The company, which aims to overtake Barclays as a bank for business, has more than 320 employees attached to its offices at Town Quay – a net increase of 100 in a year.

It says technical staff based in the city have delivered some of its key products, including, its Kite debit card for children and its Connected card, which account holders can give to trusted people to use on their behalf.

Becci Freeman, senior people partner with the bank’s technology division, told the Daily Echo that all these demonstrated the talent available at the Southampton site.

“We'd love it to grow. Any of our roles that we’re advertising in technology can be done from Southampton. They can be done from any site. We’re now hybrid across all offices,” she said.

She said this meant Southampton employees could get involved in projects going on anywhere I the country.

“We did have the teams more assigned to a location, whereas now with us working in a distributed way the opportunity for people in Southampton to get involved in a London team or a remote working team is there.

“So just because you’re in Southampton doesn’t mean you can only work on the teams that are there.
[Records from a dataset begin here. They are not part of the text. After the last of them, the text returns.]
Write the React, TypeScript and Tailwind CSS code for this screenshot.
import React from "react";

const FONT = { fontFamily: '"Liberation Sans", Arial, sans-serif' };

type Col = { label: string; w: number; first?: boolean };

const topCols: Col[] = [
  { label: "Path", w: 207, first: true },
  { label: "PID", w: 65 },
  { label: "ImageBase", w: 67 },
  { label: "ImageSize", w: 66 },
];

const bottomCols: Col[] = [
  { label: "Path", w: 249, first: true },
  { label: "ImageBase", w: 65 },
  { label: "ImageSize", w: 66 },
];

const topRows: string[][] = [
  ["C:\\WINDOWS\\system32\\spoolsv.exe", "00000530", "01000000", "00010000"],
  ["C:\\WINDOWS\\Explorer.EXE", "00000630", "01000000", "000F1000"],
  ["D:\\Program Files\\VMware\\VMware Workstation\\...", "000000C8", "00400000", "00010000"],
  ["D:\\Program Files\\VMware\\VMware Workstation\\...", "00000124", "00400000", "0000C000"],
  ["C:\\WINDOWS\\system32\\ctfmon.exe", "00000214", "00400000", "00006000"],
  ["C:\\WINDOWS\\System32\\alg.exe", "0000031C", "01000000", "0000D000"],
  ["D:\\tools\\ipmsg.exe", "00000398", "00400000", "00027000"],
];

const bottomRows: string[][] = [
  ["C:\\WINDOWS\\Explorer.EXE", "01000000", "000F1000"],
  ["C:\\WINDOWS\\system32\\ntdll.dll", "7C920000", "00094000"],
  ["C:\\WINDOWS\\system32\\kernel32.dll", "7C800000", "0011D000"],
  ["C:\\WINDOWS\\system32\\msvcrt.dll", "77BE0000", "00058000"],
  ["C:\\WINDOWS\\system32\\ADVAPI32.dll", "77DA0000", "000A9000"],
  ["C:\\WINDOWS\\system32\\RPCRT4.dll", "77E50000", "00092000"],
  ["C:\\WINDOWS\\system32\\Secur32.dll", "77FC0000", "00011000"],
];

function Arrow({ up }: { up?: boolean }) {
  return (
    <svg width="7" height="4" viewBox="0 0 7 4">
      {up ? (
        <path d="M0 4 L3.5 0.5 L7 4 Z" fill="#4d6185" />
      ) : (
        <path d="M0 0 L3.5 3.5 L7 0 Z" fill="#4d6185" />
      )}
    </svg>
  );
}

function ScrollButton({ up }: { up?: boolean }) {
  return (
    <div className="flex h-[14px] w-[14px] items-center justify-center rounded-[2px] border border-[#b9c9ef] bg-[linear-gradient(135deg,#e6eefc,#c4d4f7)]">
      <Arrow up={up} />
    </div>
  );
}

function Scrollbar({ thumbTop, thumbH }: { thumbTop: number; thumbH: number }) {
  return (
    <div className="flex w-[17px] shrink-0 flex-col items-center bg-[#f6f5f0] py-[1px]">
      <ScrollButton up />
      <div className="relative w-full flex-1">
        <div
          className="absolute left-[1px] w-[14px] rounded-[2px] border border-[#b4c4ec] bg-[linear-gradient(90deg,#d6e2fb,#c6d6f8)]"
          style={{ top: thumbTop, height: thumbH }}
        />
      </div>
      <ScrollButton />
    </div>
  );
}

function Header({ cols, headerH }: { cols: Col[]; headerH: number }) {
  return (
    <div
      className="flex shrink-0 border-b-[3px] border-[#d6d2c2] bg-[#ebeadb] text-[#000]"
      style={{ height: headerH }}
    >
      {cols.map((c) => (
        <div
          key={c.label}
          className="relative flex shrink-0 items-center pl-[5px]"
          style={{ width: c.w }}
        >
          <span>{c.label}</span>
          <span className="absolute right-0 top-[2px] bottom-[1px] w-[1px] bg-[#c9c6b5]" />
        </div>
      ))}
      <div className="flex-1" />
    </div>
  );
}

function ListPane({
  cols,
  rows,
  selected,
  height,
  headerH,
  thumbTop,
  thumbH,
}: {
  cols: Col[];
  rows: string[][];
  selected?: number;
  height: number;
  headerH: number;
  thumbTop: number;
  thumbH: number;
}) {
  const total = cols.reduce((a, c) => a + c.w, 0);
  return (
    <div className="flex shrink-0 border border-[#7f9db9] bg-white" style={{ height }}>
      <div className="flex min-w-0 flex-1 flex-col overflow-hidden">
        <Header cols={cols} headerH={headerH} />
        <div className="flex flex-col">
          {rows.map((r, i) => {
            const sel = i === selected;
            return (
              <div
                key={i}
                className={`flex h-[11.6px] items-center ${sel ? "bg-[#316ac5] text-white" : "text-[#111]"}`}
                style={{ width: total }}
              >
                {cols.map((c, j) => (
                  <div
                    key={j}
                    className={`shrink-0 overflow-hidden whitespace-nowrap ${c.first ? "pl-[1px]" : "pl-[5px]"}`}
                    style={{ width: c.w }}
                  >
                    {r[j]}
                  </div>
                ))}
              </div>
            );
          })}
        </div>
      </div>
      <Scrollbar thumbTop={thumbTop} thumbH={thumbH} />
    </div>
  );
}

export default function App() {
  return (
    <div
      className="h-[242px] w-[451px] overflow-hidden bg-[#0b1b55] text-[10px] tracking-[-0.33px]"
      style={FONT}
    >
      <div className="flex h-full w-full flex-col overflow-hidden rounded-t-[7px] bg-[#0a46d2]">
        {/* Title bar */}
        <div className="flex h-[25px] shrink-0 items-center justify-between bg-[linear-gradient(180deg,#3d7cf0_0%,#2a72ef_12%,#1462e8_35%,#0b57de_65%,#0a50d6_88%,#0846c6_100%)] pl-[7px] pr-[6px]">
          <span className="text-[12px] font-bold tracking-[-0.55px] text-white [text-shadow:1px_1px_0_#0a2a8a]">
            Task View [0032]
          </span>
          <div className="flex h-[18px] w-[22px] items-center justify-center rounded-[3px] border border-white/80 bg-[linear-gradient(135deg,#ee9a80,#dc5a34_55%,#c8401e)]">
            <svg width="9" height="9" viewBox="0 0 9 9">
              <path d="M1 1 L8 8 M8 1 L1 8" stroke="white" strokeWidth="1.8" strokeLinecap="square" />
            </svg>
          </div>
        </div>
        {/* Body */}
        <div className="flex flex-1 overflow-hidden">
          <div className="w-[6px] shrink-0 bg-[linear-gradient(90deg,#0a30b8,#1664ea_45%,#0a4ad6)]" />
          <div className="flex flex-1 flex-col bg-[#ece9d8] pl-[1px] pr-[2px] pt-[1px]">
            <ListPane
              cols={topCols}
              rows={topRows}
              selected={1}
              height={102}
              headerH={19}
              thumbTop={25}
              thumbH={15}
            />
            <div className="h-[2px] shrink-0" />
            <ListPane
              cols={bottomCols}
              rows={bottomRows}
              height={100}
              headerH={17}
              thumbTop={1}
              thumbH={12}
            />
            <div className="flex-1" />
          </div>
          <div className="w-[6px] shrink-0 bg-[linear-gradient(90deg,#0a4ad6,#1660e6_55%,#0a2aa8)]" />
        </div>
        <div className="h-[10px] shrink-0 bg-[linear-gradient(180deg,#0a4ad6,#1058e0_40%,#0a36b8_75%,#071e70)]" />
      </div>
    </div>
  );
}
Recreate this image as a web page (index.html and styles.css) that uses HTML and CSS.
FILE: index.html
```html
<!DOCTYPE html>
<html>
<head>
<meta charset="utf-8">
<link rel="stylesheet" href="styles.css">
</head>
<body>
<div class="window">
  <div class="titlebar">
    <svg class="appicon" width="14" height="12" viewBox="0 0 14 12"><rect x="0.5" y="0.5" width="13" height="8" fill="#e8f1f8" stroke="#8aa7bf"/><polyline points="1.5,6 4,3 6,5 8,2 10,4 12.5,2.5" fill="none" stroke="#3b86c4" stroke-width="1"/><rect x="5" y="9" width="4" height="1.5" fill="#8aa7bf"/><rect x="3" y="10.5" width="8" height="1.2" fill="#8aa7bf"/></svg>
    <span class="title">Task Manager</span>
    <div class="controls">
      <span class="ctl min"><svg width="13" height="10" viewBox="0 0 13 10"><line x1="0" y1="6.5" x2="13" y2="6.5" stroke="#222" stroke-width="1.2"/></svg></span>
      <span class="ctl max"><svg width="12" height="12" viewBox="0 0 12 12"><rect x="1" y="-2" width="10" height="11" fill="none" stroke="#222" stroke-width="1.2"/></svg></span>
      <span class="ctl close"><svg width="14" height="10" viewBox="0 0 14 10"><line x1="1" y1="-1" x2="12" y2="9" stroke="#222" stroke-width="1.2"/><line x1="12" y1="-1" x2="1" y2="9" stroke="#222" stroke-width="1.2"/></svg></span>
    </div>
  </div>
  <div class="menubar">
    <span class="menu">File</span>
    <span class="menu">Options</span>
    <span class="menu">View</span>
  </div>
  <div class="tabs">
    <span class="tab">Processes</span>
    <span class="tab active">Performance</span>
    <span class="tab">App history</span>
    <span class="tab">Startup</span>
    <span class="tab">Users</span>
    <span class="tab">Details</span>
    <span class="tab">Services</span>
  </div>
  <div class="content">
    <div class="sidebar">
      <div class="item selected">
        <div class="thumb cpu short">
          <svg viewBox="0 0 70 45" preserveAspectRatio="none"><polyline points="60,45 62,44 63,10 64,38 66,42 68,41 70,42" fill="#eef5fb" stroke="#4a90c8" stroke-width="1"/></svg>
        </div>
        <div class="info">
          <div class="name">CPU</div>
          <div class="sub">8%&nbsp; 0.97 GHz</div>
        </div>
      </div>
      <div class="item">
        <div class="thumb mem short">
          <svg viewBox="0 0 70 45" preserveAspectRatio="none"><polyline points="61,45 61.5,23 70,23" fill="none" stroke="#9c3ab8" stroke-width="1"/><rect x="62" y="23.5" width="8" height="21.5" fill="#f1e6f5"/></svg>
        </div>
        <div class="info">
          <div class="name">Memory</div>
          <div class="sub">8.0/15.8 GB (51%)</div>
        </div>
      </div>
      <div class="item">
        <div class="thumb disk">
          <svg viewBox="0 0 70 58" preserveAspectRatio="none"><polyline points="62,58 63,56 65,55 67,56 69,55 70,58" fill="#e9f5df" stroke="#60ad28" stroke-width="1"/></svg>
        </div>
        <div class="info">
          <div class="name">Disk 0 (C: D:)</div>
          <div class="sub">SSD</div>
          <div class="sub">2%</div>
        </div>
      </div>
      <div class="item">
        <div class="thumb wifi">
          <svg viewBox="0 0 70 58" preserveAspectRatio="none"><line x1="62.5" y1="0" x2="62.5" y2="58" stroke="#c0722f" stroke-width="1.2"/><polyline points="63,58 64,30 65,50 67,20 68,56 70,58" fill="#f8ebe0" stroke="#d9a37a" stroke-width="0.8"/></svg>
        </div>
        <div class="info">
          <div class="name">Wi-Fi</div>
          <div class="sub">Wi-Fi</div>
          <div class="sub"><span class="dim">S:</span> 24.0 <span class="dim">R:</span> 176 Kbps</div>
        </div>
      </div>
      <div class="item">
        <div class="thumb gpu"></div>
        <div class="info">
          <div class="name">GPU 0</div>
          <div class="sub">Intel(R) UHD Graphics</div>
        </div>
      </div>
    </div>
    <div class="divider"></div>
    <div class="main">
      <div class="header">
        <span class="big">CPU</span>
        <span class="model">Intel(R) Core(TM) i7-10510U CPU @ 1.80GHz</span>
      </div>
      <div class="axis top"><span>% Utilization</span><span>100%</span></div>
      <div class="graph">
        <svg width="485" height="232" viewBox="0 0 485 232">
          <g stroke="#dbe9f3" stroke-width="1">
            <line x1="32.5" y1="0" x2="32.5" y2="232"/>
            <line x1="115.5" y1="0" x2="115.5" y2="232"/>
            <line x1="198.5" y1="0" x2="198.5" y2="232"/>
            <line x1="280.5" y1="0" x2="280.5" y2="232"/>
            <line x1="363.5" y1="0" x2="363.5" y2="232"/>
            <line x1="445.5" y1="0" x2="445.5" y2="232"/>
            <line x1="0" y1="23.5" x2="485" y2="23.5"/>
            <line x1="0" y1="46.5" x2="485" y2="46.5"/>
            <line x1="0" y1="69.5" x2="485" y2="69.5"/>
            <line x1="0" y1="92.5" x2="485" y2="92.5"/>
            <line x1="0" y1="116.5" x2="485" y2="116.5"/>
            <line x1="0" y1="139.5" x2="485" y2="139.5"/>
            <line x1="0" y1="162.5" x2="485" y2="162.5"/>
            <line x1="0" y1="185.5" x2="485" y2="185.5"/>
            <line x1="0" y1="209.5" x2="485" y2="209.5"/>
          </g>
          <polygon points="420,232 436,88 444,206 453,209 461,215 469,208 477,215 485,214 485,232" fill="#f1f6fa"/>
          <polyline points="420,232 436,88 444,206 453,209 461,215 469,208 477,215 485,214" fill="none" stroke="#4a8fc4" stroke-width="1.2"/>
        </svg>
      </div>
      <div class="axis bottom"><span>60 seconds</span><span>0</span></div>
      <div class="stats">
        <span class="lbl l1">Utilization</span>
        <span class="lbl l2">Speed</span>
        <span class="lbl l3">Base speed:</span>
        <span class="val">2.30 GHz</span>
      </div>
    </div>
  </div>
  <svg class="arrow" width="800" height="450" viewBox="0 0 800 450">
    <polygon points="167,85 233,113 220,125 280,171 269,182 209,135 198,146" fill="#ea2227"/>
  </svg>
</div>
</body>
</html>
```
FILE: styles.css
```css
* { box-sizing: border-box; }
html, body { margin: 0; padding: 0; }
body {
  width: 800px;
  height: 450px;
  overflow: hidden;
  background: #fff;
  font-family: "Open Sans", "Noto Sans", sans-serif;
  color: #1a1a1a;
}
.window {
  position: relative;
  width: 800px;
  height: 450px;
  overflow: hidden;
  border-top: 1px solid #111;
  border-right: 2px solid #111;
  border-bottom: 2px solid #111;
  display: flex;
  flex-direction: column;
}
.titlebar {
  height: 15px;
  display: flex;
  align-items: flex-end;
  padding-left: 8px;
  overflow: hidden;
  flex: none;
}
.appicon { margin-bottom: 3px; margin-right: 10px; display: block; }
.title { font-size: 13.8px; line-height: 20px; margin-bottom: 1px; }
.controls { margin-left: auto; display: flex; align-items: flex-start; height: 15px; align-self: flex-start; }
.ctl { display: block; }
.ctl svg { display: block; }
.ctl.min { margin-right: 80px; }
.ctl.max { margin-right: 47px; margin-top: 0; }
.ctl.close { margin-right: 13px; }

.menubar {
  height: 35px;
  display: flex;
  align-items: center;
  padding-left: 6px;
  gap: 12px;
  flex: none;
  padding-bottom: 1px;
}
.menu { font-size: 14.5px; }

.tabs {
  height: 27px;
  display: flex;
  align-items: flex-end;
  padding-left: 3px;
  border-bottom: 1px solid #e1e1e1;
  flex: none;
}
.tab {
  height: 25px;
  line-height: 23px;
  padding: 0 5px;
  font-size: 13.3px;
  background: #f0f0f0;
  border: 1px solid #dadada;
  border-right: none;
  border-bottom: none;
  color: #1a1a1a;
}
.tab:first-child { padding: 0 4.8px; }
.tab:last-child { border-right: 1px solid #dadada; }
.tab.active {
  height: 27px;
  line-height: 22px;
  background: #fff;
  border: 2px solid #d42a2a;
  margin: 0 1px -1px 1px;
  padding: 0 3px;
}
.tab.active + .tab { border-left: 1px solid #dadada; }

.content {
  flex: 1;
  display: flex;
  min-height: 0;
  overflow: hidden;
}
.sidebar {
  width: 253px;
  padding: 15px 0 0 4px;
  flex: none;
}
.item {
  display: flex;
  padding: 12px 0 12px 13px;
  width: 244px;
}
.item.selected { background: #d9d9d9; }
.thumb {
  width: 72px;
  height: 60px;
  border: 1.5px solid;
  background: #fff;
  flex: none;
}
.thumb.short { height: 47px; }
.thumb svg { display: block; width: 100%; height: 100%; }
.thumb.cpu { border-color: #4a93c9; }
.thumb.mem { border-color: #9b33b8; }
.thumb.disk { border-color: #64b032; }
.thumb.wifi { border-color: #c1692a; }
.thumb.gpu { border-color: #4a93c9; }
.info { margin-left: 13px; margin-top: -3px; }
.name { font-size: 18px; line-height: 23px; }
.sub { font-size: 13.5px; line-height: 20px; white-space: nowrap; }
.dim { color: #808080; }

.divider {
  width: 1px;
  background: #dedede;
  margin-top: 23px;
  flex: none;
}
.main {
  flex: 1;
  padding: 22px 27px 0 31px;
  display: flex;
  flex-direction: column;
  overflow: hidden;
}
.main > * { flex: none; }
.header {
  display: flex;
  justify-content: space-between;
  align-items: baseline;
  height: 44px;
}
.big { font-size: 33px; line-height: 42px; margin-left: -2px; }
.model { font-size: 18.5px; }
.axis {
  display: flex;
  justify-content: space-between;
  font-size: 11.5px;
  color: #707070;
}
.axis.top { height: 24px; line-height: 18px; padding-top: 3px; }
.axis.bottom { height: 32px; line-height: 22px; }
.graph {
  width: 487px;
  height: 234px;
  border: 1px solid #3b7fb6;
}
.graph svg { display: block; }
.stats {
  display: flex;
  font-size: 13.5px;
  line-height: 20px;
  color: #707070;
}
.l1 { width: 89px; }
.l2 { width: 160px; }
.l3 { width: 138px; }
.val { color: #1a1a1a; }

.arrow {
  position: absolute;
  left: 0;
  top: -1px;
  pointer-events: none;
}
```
Every single engineering opportunity across Starling is available to any engineer here.”

Starling’s founder and chief executive, Anne Boden, said late last year that there was a “very realistic” opportunity for the bank to overtake the “big five” player Barclays in business banking and more than double its five per cent share of the small business market.

Its chief people officer, Susanna Yallop, told the Echo: “We’ve been very fortunate, working through this pandemic as an organisation, that we’ve continued to grow and that’s been a very positive environment for people to work in.

“Working for a very fast-moving, growing business is a very attractive place to be, because it’s a positive environment and from a development perspective as individuals you don’t get to experience that kind of pace of change and be involved in that kind of thing very often.”

Becci Freeman has been with the business since its earlier days. “I think Starling has stayed true to the culture that was at Starling six years ago and that’s why people have stayed,” she said.

“One thing about Starling is that we’re constantly scaling and our culture is able to scale with it. We empower people to do their jobs and we do that from day one. When you join Starling, we know that you can do the job so we get you involved in everything straight away.

“As an engineer, you’ll be putting something live into production in your first week, which is incredibly unusual and we encourage you to bring yourself to work.

“We want people to add value, to follow our values of owning it and doing the right thing and people really feel that.”